Many Americans might not realize what Washington insiders have known for years. Hillary Clinton has a real drinking problem, and now, we have just learned of several instances where she drank seasoned politicians “under the table” in drinking games. Staffers are on the record trying to “sober her up,” and you’ll be shocked by how everyone around her is scared to tell her one thing she needs to hear.
A new bump or gash has been photographed on Hillary’s face, leading to speculation about how it got there. However, Washington insiders aren’t surprised. According to the Daily Wire, Terry McAuliffe, Hillary’s former campaign manager, discussed the legendary event where Hillary defeated Senator John McCain in a drinking contest, alleging, “She [Hillary] loves to sit, throw ’em back. We all hear about the story that she and John McCain actually had a shot contest, I think in the Ukraine or somewhere around the world. And she actually beat John McCain in a shot contest. She’s a girl from Illinois who likes to throw ’em down with the rest of us.”
Bill Clinton has spoken about his wife’s problem with dehydration and her aversion to drinking water. Severe dehydration is common when you are consuming large quantities of alcohol and, although Hillary’s drinking has not been linked to her health problems, maybe we are missing something, especially since this bombshell WikiLeaks email from her campaign advisor Jen Palmeri to campaign chairman John Podesta seems to indicate that having to sober Hillary up was a routine occurrence. However, since everyone was scared of her, no one wanted to do it:
“Should I call her and talk this through or better to leave with you? I’m worried she’ll get on with Cheryl and we’ll end up in a bad place. I’m in a session that lasts till 3:30 your time. Is that timely or should I walk out?” …
“I just sent. Was getting my hair cut and trying to write all this on an iPhone. I think you should call her and sober her up some.” [via Wikileaks]
Recently, Hillary’s longtime “fixer” Jeff Rovin went on the record about Hillary and her affair with Vince Foster, and the way he describes her losing a bit of her soul after Vince turned up mysteriously dead, probably killed for what he knew about the Clintons, could explain her problem with alcohol. One way people lose their soul is to cover up all their bad deeds, and alcohol is probably how Hillary copes with all the dead bodies and ruthless evil tactics she has employed.
Add on her health problems, and you have a real mix that will only end badly. This brings us to her other problem, which is related to her possible alcoholism, and that is her pathological lying:
Hillary Clinton’s heavy use of alcohol at various functions, meetings, and almost virtually everywhere she goes, along with being under the influence of prescription meds, has actually transformed her into a blithering idiot who hasn’t the slightest idea of what she is doing most of the time.
Hillary’s long tenure of lying is no secret, from having to recant her lie about being under fire in Bosnia to her claim that the United States lost no lives in Benghazi and many others, she has proven herself to be a pathological liar. [via Freedom Outpost]

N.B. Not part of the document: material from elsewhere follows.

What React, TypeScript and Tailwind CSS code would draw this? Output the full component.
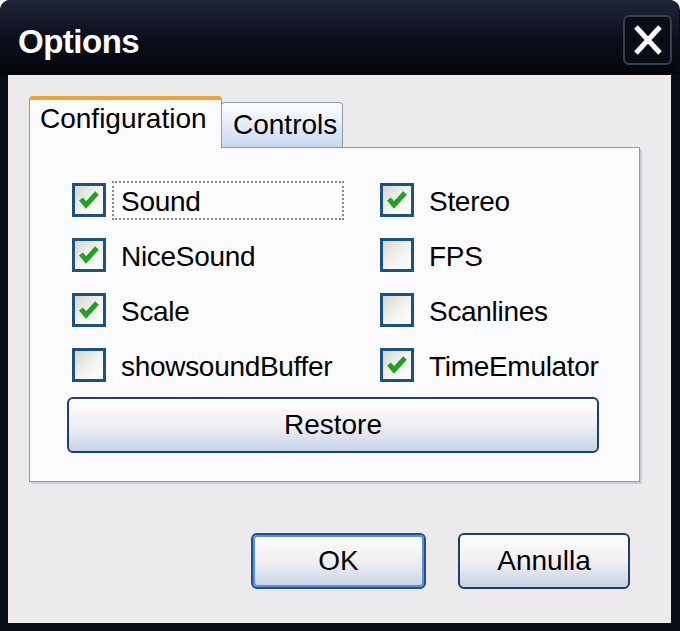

After going over the reality of who this woman is right now — the drinking, the health crisis, not to mention the lying and horrible record as Secretary of State — it’s a wonder there are still those who blindly support her campaign. Even her close advisors are terrified to tell her the truth about how crazy it is that she is running for anything.
Hillary’s drinking is something that is known to all Washington insiders, and her staffers are downright scared of her as evidenced by the recent Project Veritas videos, where they all go along with her ridiculous idea about running around in Donald Duck suits as a campaign tactic.
I trust the majority of the American people aren’t scared of her and will rise up on November 8, sending her packing, back to her cozy Chappaqua, New York home where she can live out her days doing tequila shooters and sending as many unclassified emails as that home brewed server in her basement can handle.